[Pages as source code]
• • • • • • •
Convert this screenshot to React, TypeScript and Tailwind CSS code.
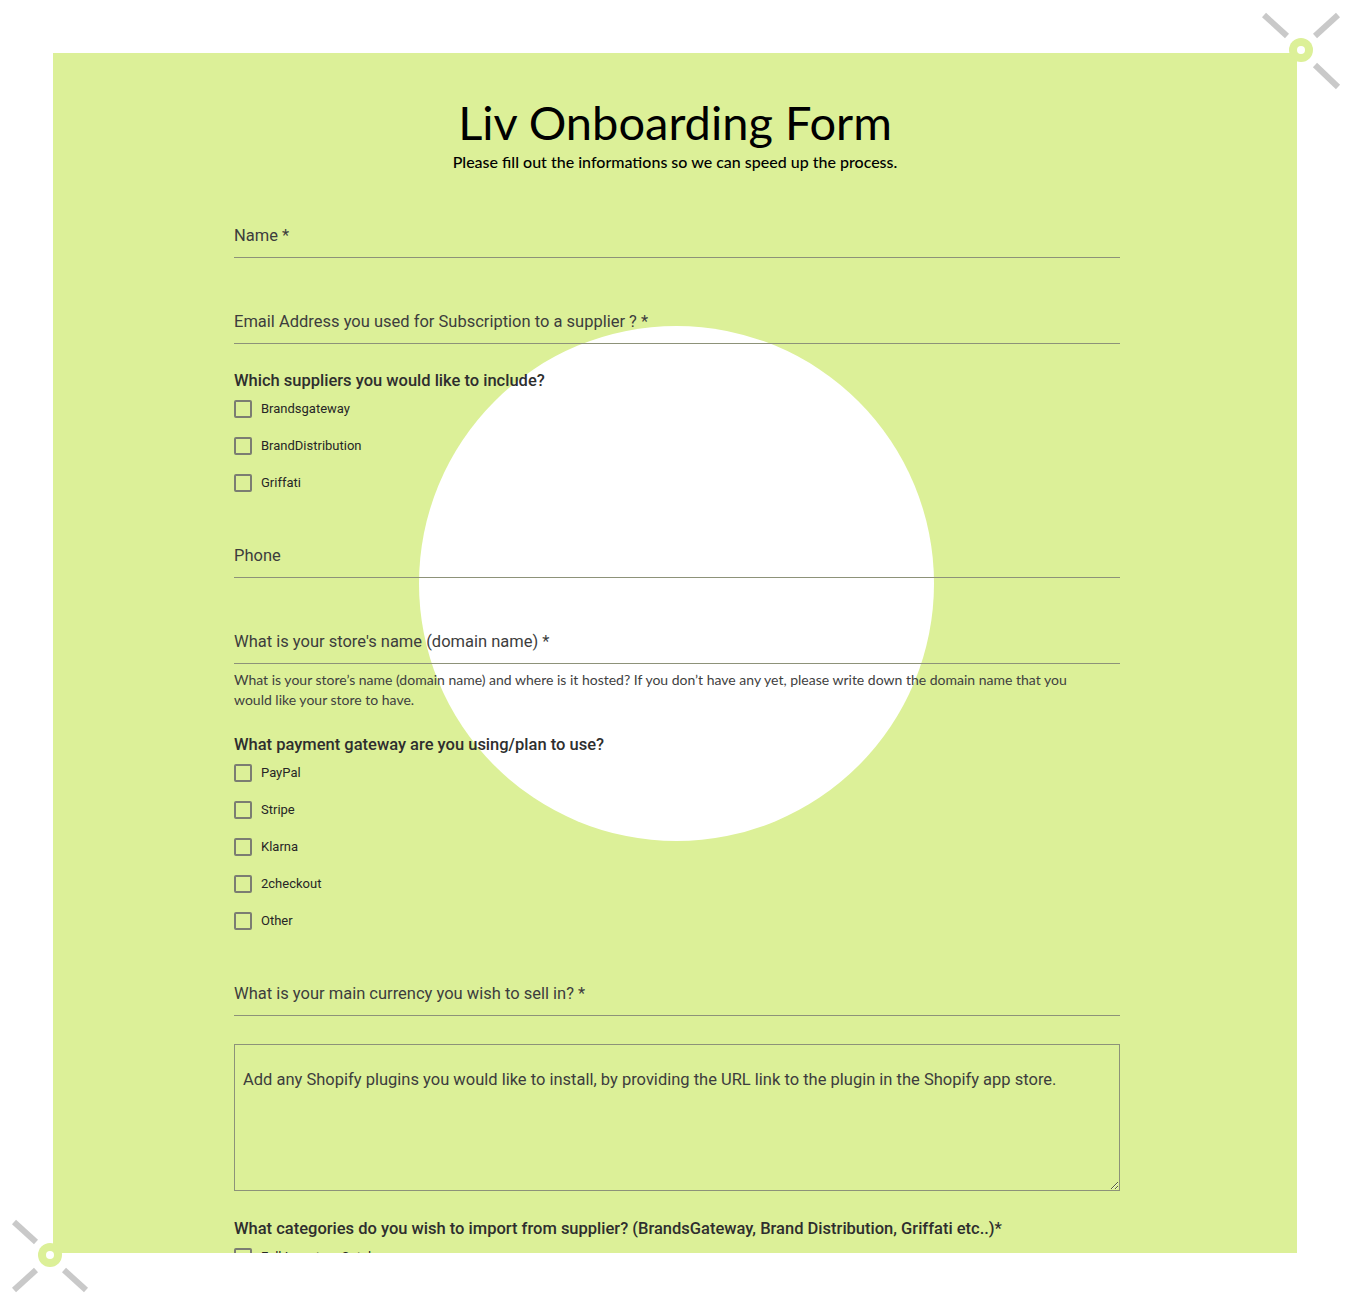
import React from 'react';

const GREEN = '#dcf098';

function TextField({ label, className = '' }: { label: string; className?: string }) {
  return (
    <div className={className}>
      <div className="border-b border-[#8d9279] pb-[11px] text-[16.5px] leading-5 text-[#3d3d3d]">{label}</div>
    </div>
  );
}

function CheckRow({ label }: { label: string }) {
  return (
    <div className="flex h-[37px] items-center">
      <span className="h-[18px] w-[18px] rounded-[2px] border-2 border-[#7b7d72]" />
      <span className="ml-[9px] text-[13px] text-[#262626]">{label}</span>
    </div>
  );
}

function CheckGroup({ title, options, className = '' }: { title: string; options: string[]; className?: string }) {
  return (
    <div className={className}>
      <div className="text-[16.5px] font-medium leading-5 text-[#2e2e2e]">{title}</div>
      <div className="-mt-px">
        {options.map(o => (
          <CheckRow key={o} label={o} />
        ))}
      </div>
    </div>
  );
}

function Decorations() {
  return (
    <svg className="pointer-events-none absolute left-0 top-0" width="1351" height="1306" viewBox="0 0 1351 1306">
      <g stroke="#c9c9c9" strokeWidth="6">
        <line x1="1264" y1="15" x2="1287" y2="36" />
        <line x1="1338" y1="15" x2="1315" y2="36" />
        <line x1="1315" y1="65" x2="1338" y2="87" />
        <line x1="14" y1="1222" x2="36" y2="1242" />
        <line x1="14" y1="1290" x2="36" y2="1270" />
        <line x1="64" y1="1270" x2="86" y2="1290" />
      </g>
      <circle cx="1301" cy="50" r="12" fill={GREEN} />
      <circle cx="1301" cy="50" r="4" fill="#fff" />
      <circle cx="50" cy="1255" r="12" fill={GREEN} />
      <circle cx="50" cy="1255" r="4" fill="#fff" />
    </svg>
  );
}

export default function App() {
  return (
    <div className="relative h-[1306px] w-[1351px] bg-white p-[53px] font-['Roboto',sans-serif]">
      <div className="relative h-[1200px] w-[1244px] overflow-hidden bg-[#dcf098]">
        <div className="absolute left-[366px] top-[273px] h-[515px] w-[515px] rounded-full bg-white" />
        <div className="relative">
          <div className="pt-[42px] text-center font-['Lato',sans-serif] text-black">
            <h1 className="text-[47px] leading-[55px]">Liv Onboarding Form</h1>
            <p className="mt-[2px] text-[16px] font-medium leading-5">
              Please fill out the informations so we can speed up the process.
            </p>
          </div>
          <div className="ml-[181px] w-[886px]">
            <TextField className="mt-[54px]" label="Name *" />
            <TextField className="mt-[54px]" label="Email Address you used for Subscription to a supplier ? *" />
            <CheckGroup
              className="mt-[27px]"
              title="Which suppliers you would like to include?"
              options={['Brandsgateway', 'BrandDistribution', 'Griffati']}
            />
            <TextField className="mt-[45px]" label="Phone" />
            <TextField className="mt-[54px]" label="What is your store's name (domain name) *" />
            <p className="mt-[6px] pr-[30px] font-['Lato',sans-serif] text-[14px] leading-5 text-[#3f3f3f]">
              What is your store’s name (domain name) and where is it hosted? If you don’t have any yet, please write down the domain name that you would like your store to have.
            </p>
            <CheckGroup
              className="mt-[25px]"
              title="What payment gateway are you using/plan to use?"
              options={['PayPal', 'Stripe', 'Klarna', '2checkout', 'Other']}
            />
            <TextField className="mt-[45px]" label="What is your main currency you wish to sell in? *" />
            <textarea
              className="mt-[28px] block h-[147px] w-[886px] border border-[#8d9279] bg-transparent px-2 pt-[25px] text-[16.5px] leading-5 text-[#3d3d3d] outline-none placeholder:text-[#3d3d3d]"
              placeholder="Add any Shopify plugins you would like to install, by providing the URL link to the plugin in the Shopify app store."
            />
            <CheckGroup
              className="mt-[28px]"
              title="What categories do you wish to import from supplier? (BrandsGateway, Brand Distribution, Griffati etc..)*"
              options={['Full Inventory Catalog', 'Women', 'Men']}
            />
          </div>
        </div>
      </div>
      <Decorations />
    </div>
  );
}
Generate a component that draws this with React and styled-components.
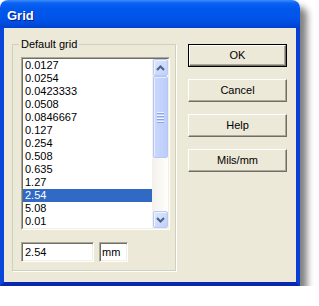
• • • • • • •
▶ **Task details**: Verbatim reproduction of every record is required; images are left out.

▶ **Answer for this exercise**:
Convert this screenshot to React, TypeScript and Tailwind CSS code.
import React from 'react';

const GREEN = '#dcf098';

function TextField({ label, className = '' }: { label: string; className?: string }) {
  return (
    <div className={className}>
      <div className="border-b border-[#8d9279] pb-[11px] text-[16.5px] leading-5 text-[#3d3d3d]">{label}</div>
    </div>
  );
}

function CheckRow({ label }: { label: string }) {
  return (
    <div className="flex h-[37px] items-center">
      <span className="h-[18px] w-[18px] rounded-[2px] border-2 border-[#7b7d72]" />
      <span className="ml-[9px] text-[13px] text-[#262626]">{label}</span>
    </div>
  );
}

function CheckGroup({ title, options, className = '' }: { title: string; options: string[]; className?: string }) {
  return (
    <div className={className}>
      <div className="text-[16.5px] font-medium leading-5 text-[#2e2e2e]">{title}</div>
      <div className="-mt-px">
        {options.map(o => (
          <CheckRow key={o} label={o} />
        ))}
      </div>
    </div>
  );
}

function Decorations() {
  return (
    <svg className="pointer-events-none absolute left-0 top-0" width="1351" height="1306" viewBox="0 0 1351 1306">
      <g stroke="#c9c9c9" strokeWidth="6">
        <line x1="1264" y1="15" x2="1287" y2="36" />
        <line x1="1338" y1="15" x2="1315" y2="36" />
        <line x1="1315" y1="65" x2="1338" y2="87" />
        <line x1="14" y1="1222" x2="36" y2="1242" />
        <line x1="14" y1="1290" x2="36" y2="1270" />
        <line x1="64" y1="1270" x2="86" y2="1290" />
      </g>
      <circle cx="1301" cy="50" r="12" fill={GREEN} />
      <circle cx="1301" cy="50" r="4" fill="#fff" />
      <circle cx="50" cy="1255" r="12" fill={GREEN} />
      <circle cx="50" cy="1255" r="4" fill="#fff" />
    </svg>
  );
}

export default function App() {
  return (
    <div className="relative h-[1306px] w-[1351px] bg-white p-[53px] font-['Roboto',sans-serif]">
      <div className="relative h-[1200px] w-[1244px] overflow-hidden bg-[#dcf098]">
        <div className="absolute left-[366px] top-[273px] h-[515px] w-[515px] rounded-full bg-white" />
        <div className="relative">
          <div className="pt-[42px] text-center font-['Lato',sans-serif] text-black">
            <h1 className="text-[47px] leading-[55px]">Liv Onboarding Form</h1>
            <p className="mt-[2px] text-[16px] font-medium leading-5">
              Please fill out the informations so we can speed up the process.
            </p>
          </div>
          <div className="ml-[181px] w-[886px]">
            <TextField className="mt-[54px]" label="Name *" />
            <TextField className="mt-[54px]" label="Email Address you used for Subscription to a supplier ? *" />
            <CheckGroup
              className="mt-[27px]"
              title="Which suppliers you would like to include?"
              options={['Brandsgateway', 'BrandDistribution', 'Griffati']}
            />
            <TextField className="mt-[45px]" label="Phone" />
            <TextField className="mt-[54px]" label="What is your store's name (domain name) *" />
            <p className="mt-[6px] pr-[30px] font-['Lato',sans-serif] text-[14px] leading-5 text-[#3f3f3f]">
              What is your store’s name (domain name) and where is it hosted? If you don’t have any yet, please write down the domain name that you would like your store to have.
            </p>
            <CheckGroup
              className="mt-[25px]"
              title="What payment gateway are you using/plan to use?"
              options={['PayPal', 'Stripe', 'Klarna', '2checkout', 'Other']}
            />
            <TextField className="mt-[45px]" label="What is your main currency you wish to sell in? *" />
            <textarea
              className="mt-[28px] block h-[147px] w-[886px] border border-[#8d9279] bg-transparent px-2 pt-[25px] text-[16.5px] leading-5 text-[#3d3d3d] outline-none placeholder:text-[#3d3d3d]"
              placeholder="Add any Shopify plugins you would like to install, by providing the URL link to the plugin in the Shopify app store."
            />
            <CheckGroup
              className="mt-[28px]"
              title="What categories do you wish to import from supplier? (BrandsGateway, Brand Distribution, Griffati etc..)*"
              options={['Full Inventory Catalog', 'Women', 'Men']}
            />
          </div>
        </div>
      </div>
      <Decorations />
    </div>
  );
}
Generate a component that draws this with React and styled-components.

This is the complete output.